Why Did Alton Brown Get Divorced?

Considering Alton's well-known ties to the very conservative Southern Baptist Church, where divorce is highly frowned upon, many believe the church was a factor in the divorce. Brown left the church shortly after his divorce from his ex-wife. He looked at it as a hiatus from religion but not a break from God. Alton told People magazine that he and his first wife went separate ways in their lives.

"We changed, the world changed, and she went one way and I went the other way...My social beliefs are far more liberal than what falls under most of the structures of organized religion, and I find that difficult to work with."

Born Alton Crawford Brown Jr. in Los Angeles, California, after graduating high school, Alton attended the New England Culinary Institute and the University of Georgia. Alton and his ex-wife Deanna Brown have one daughter together named Zoey.

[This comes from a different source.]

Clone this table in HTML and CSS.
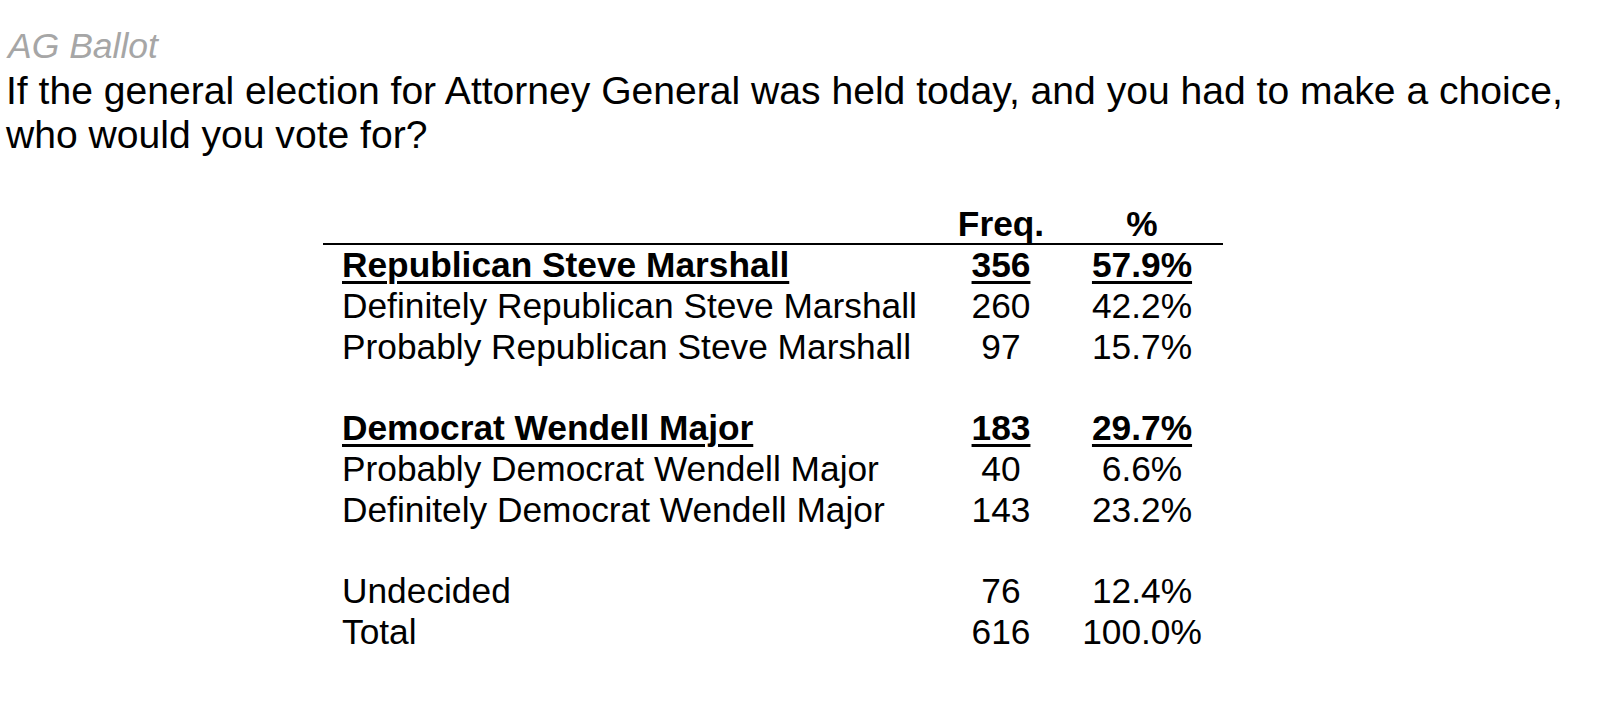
FILE: index.html
```html
<!DOCTYPE html>
<html lang="en">
<head>
<meta charset="utf-8">
<title>AG Ballot</title>
<link rel="stylesheet" href="styles.css">
</head>
<body>
<div class="page">
  <div class="title">AG Ballot</div>
  <div class="question">If the general election for Attorney General was held today, and you had to make a choice,<br>who would you vote for?</div>
  <table class="results">
    <colgroup>
      <col class="c-label">
      <col class="c-freq">
      <col class="c-pct">
    </colgroup>
    <thead>
      <tr>
        <th class="label"></th>
        <th class="num">Freq.</th>
        <th class="num pct">%</th>
      </tr>
    </thead>
    <tbody>
      <tr class="group"><td class="label"><span class="u">Republican Steve Marshall</span></td><td class="num"><span class="u">356</span></td><td class="num pct"><span class="u">57.9%</span></td></tr>
      <tr><td class="label">Definitely Republican Steve Marshall</td><td class="num">260</td><td class="num pct">42.2%</td></tr>
      <tr><td class="label">Probably Republican Steve Marshall</td><td class="num">97</td><td class="num pct">15.7%</td></tr>
      <tr class="blank"><td class="label"></td><td class="num"></td><td class="num pct"></td></tr>
      <tr class="group"><td class="label"><span class="u">Democrat Wendell Major</span></td><td class="num"><span class="u">183</span></td><td class="num pct"><span class="u">29.7%</span></td></tr>
      <tr><td class="label">Probably Democrat Wendell Major</td><td class="num">40</td><td class="num pct">6.6%</td></tr>
      <tr><td class="label">Definitely Democrat Wendell Major</td><td class="num">143</td><td class="num pct">23.2%</td></tr>
      <tr class="blank"><td class="label"></td><td class="num"></td><td class="num pct"></td></tr>
      <tr><td class="label">Undecided</td><td class="num">76</td><td class="num pct">12.4%</td></tr>
      <tr><td class="label">Total</td><td class="num">616</td><td class="num pct">100.0%</td></tr>
    </tbody>
  </table>
</div>
</body>
</html>
```
FILE: styles.css
```css
html, body {
  margin: 0;
  padding: 0;
  background: #ffffff;
}

body {
  font-family: "Liberation Sans", Arial, sans-serif;
  color: #000000;
}

.page {
  padding: 27px 0 0 6px;
}

.title {
  font-size: 35.5px;
  line-height: 38px;
  font-style: italic;
  color: #a6a6a6;
  margin-left: 2px;
}

.question {
  font-size: 39.1px;
  line-height: 44px;
  margin-top: 4px;
}

.results {
  margin-top: 47px;
  margin-left: 317px;
  border-collapse: collapse;
  table-layout: fixed;
  width: 900px;
  font-size: 35.3px;
}

.c-label { width: 613px; }
.c-freq { width: 130px; }
.c-pct { width: 157px; }

.results th,
.results td {
  padding: 0;
  height: 40.8px;
  line-height: 40.8px;
  white-space: nowrap;
}

.results thead th {
  font-weight: bold;
  height: 39px;
  line-height: 39px;
  border-bottom: 2px solid #000000;
}

.results .label {
  text-align: left;
  padding-left: 19px;
}

.results .num {
  text-align: center;
}

.results .pct {
  padding-right: 5px;
}

.results .group td {
  font-weight: bold;
}

.u {
  text-decoration: underline;
  text-decoration-thickness: 3px;
  text-underline-offset: 4px;
}
```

Alton Brown is clearly a man in love. His new wife has changed everything for him, he gushed to People Magazine.

"Living with someone who's a creative, changes things because it changes the nature of what you can share and what you can expect people to understand," he says. "I think having somebody you can talk to, which I haven't always had in my life, is a big deal."

With a net worth of 13 million dollars, Alton Brown is financially successful for sure, but now he's personally happy.

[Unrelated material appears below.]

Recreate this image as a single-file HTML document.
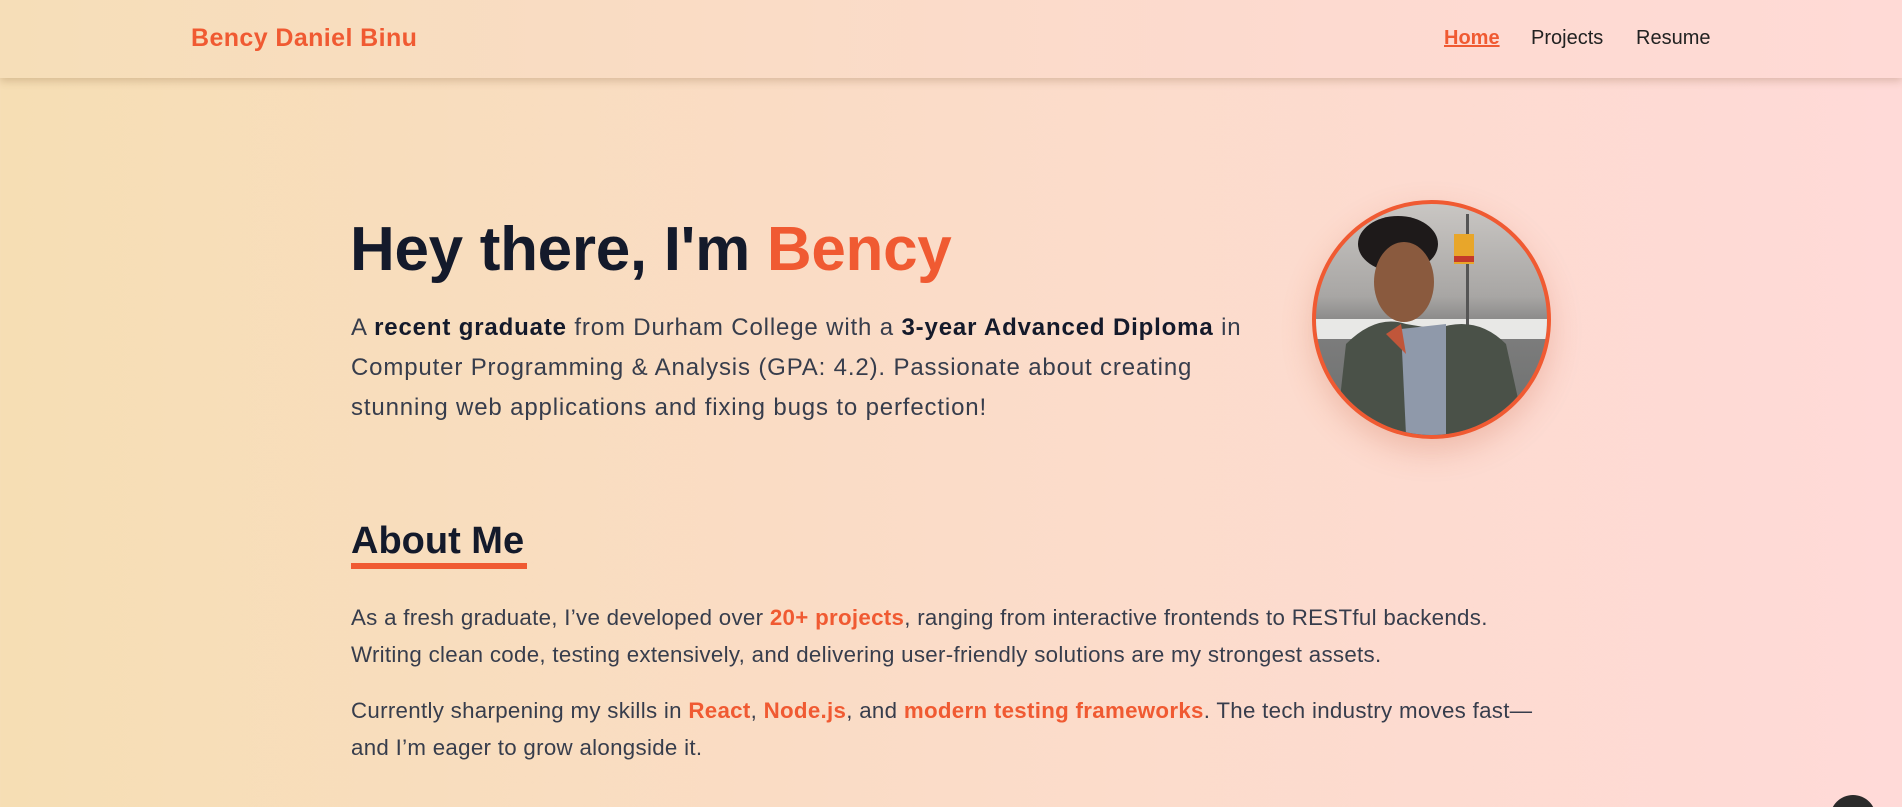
<!DOCTYPE html>
<html><head><meta charset="utf-8"><style>
*{margin:0;padding:0;box-sizing:border-box}
html,body{width:1902px;height:807px;overflow:hidden}
body{font-family:"Liberation Sans",sans-serif;background:linear-gradient(90deg,#f6deb4 0%,#fbdcc8 50%,#ffdad8 100%);position:relative;color:#1f2433}
nav{position:absolute;left:0;top:0;width:1902px;height:78px;background:linear-gradient(90deg,#f6deb8,#fddad0 70%,#ffdad6);box-shadow:0 3px 8px rgba(120,80,40,.25)}
.logo{position:absolute;left:191px;top:24px;font-size:25px;font-weight:bold;color:#f05a32;letter-spacing:.4px}
.links{position:absolute;top:27px;font-size:20px;color:#222}
.links span{position:absolute;white-space:nowrap}
h1{position:absolute;left:350px;top:214px;font-size:62px;font-weight:bold;color:#141a2b;letter-spacing:-.3px;white-space:nowrap}
h1 b{color:#f05a32}
.p{position:absolute;left:351px;font-size:24px;line-height:40px;color:#373d4c;width:1000px;letter-spacing:.85px;white-space:nowrap}
.p strong{color:#141a2b}
.o{color:#f05a32;font-weight:bold}
h2{position:absolute;left:351px;top:520px;font-size:38px;font-weight:bold;color:#141a2b}
.ul{position:absolute;left:351px;top:563px;width:176px;height:6px;background:#f05a32}
.q{position:absolute;left:351px;font-size:22.3px;line-height:37px;color:#373d4c;width:1300px;letter-spacing:.3px;white-space:nowrap}
.av{position:absolute;left:1312px;top:200px;width:239px;height:239px;border-radius:50%;border:4px solid #f05a32;overflow:hidden;box-shadow:0 12px 30px rgba(200,90,60,.25);background:linear-gradient(180deg,#c9c6c3 0%,#a8a6a4 40%,#7d7d7d 55%,#6b6e6d 100%)}
</style></head><body>
<nav>
<div class="logo">Bency Daniel Binu</div>
<div class="links">
<span style="left:1444px;color:#f05a32;font-weight:bold;text-decoration:underline">Home</span>
<span style="left:1531px">Projects</span>
<span style="left:1636px">Resume</span>
</div>
</nav>
<h1>Hey there, I'm <b>Bency</b></h1>
<div class="p" style="top:308px">A <strong>recent graduate</strong> from Durham College with a <strong>3-year Advanced Diploma</strong> in<br>Computer Programming &amp; Analysis (GPA: 4.2). Passionate about creating<br>stunning web applications and fixing bugs to perfection!</div>
<div class="av">
<svg width="231" height="231" viewBox="0 0 231 231">
<rect x="0" y="115" width="231" height="20" fill="#e8e8e6"/>
<rect x="150" y="10" width="3" height="120" fill="#555"/>
<rect x="138" y="30" width="20" height="30" fill="#e8a62a"/>
<rect x="138" y="52" width="20" height="6" fill="#c43a2a"/>
<ellipse cx="82" cy="40" rx="40" ry="28" fill="#1e1a1a"/>
<ellipse cx="88" cy="78" rx="30" ry="40" fill="#8a5a3e"/>
<path d="M20 231 L30 140 Q60 110 90 120 L120 125 Q160 110 190 140 L210 231 Z" fill="#4a5148"/>
<path d="M85 125 L130 120 L130 231 L90 231 Z" fill="#8f99aa"/>
<path d="M70 130 L85 120 L90 150 Z" fill="#c0563a"/>
</svg>
</div>
<h2>About Me</h2>
<div class="ul"></div>
<div class="q" style="top:599px">As a fresh graduate, I’ve developed over <span class="o">20+ projects</span>, ranging from interactive frontends to RESTful backends.<br>Writing clean code, testing extensively, and delivering user-friendly solutions are my strongest assets.</div>
<div class="q" style="top:692px">Currently sharpening my skills in <span class="o">React</span>, <span class="o">Node.js</span>, and <span class="o">modern testing frameworks</span>. The tech industry moves fast—<br>and I’m eager to grow alongside it.</div>
<div style="position:absolute;left:1830px;top:795px;width:46px;height:46px;border-radius:50%;background:#2a2a2a"></div>
</body></html>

Alton Brown has had endless success with various long-running Food Network shows, starting with Good Eats in 1999 running for 14 seasons until 2012 and winning a 2006 Peabody Award. Good Eats Reloaded and Good Eats Returns on The Cooking Channel are two reincarnations that brought the show back in 2019.

Alton Brown was the expert commentator for the American version of the crazy Japanese export cooking show, Iron Chef America.

Brown also created Feasting on Asphalt, which explored the history of eating while traveling. Sort of like another Anthony Bourdain type of show. Brown rode a motorcycle around the United States in a four-part miniseries about the history of road food, sampling food all along the way. Incarnations of this travel series were called Feasting on Asphalt 2: The River Run and Feasting on Waves, exploring the food of The Mississippi River and The Caribbean Islands.

And who could forget 2013's Cutthroat Kitchen on the Food Network?

He added in his People interview:

"There have been times where I've worked to avoid the rest of my life. I don't do that anymore. Before, I was only worth whatever I was working on at any given moment in time. Now I think I like me better."

Sage advice, Alton. And I don't mean the herb.